The Stuff of History: Sausage in Wisconsin
By Terese Allen | Photos By courtesy of the Wisconsin Historical Society and Terese Allen 2
Most people call them the Sausage Guys, those costumed mascots who race against each other before the bottom of the sixth inning at Milwaukee Brewers games. Their names, in true plain-spoken Midwestern fashion, are Bratwurst, Polish Sausage, Italian Sausage, Chorizo and Hot Dog (also known as Frank), and they make a comical reminder of the Wisconsin penchant for ground meat and spices stuffed in casing—that is, our hot love for sausage.
To me, however, the “sausage guys” will always be the Neuser brothers, operators of Buddha’s Meat Market, a shop located near my home during my growing-up years in Green Bay. It still makes me grin with pleasure to recall a chin-high view through glass display cases, past trays of chubby links, to the various Neusers in their spattered aprons, wielding long knives and hoisting ring bologna across the counter. When my family needed cold cuts, I’d volunteer to run down the street for silky braunschweiger or thin-sliced hard salami. The store's Belgian trippe—a soft-textured, funky-scented pork and cabbage sausage—made frequent appearances on our table, while on Easter mornings, the other half of my heritage dominated with garlicky pan-cooked coils of Polish kielbasa. To this day, the definition of a real bratwurst to me is one that tastes like the “Golden Brat,” Buddha’s spiced-up signature product.

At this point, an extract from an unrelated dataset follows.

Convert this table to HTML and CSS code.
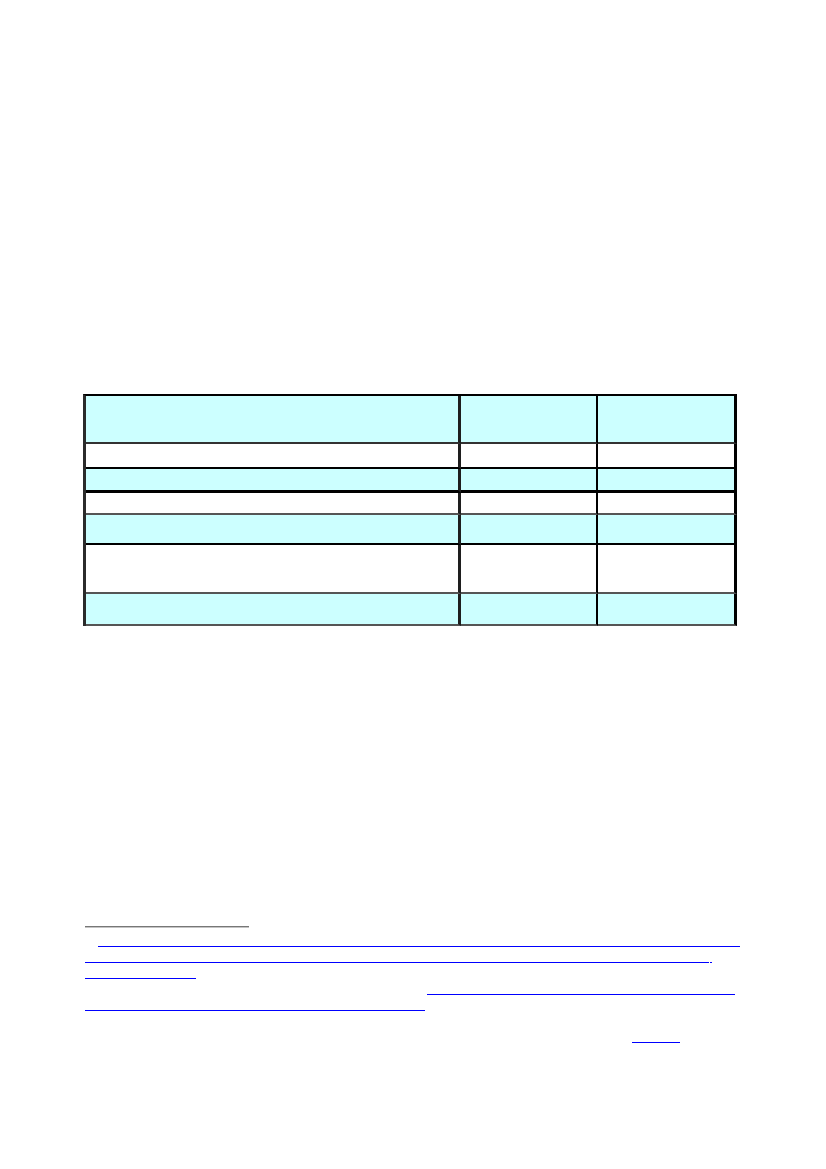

The bad news is that Buddha’s is closed now. All that I have left besides my memories is a red-framed “Sausage Checklist,” a menu of nearly fifty varieties that my hometown butcher shop once carried. But the good news is that family-operated meat markets similar to Buddha’s still dot the state like pepper in a pork link.
Which is as it should be, for sausage is our heritage.
From Pemmican to Prosciutto
The practice of processing meat into sausage has been around these parts for a very long time, going back to primitive Indians who made pemmican by combining game with wild rice, corn, fat, herbs or berries, and packing the mixture into animal skins or forming it into cakes to be smoked. Lush prairies and woodlands supplied wild game to the region’s first peoples and earliest white settlers. Those same resources were ideal for raising domesticated animals and—once European immigration began to increase—were often transformed into farms that readily supported livestock. And that’s when sausage making began in earnest around here.
The chief factor in the development of Wisconsin’s sausage culture was nineteenth-century emigration from Germany, Bohemia, Poland and other “link-loving” European countries. Each ethnic group that came here brought old-world recipes and methods that—along with the nation’s regional traditions plus specialties from new American cuisine—formed today's vast assortment. In contemporary Wisconsin, sausage joins cheese and beer as a statewide signature food.
Wherever immigrants settled, particularly the Germans and particularly in the Milwaukee region, they opened butcher shops which quickly drew crowds hungry for a taste of the old country. Shop-owners made Bavarian bratwurst, Bohemian jaternice and dozens of others. The broad spectrum of ethnic groups that populated Wisconsin in later decades added more flavors to the mix: Italian soppressata, Mexican chorizo, Albanian cevapcici and many more. Some, like the Belgian trippe of the Green Bay area, remained local favorites; bratwurst, of course, went on to become a state icon. Eventually sausage-makers began creating new types of wurst, flavoring them with regional products like cheese and cherries, or drawing on international cuisines and trends to offer everything from Cheddar brats to Cajun andouille.
In header image at top: Women make sausages at the Oscar Mayer company in the mid-1900s. WHi Image ID 37403.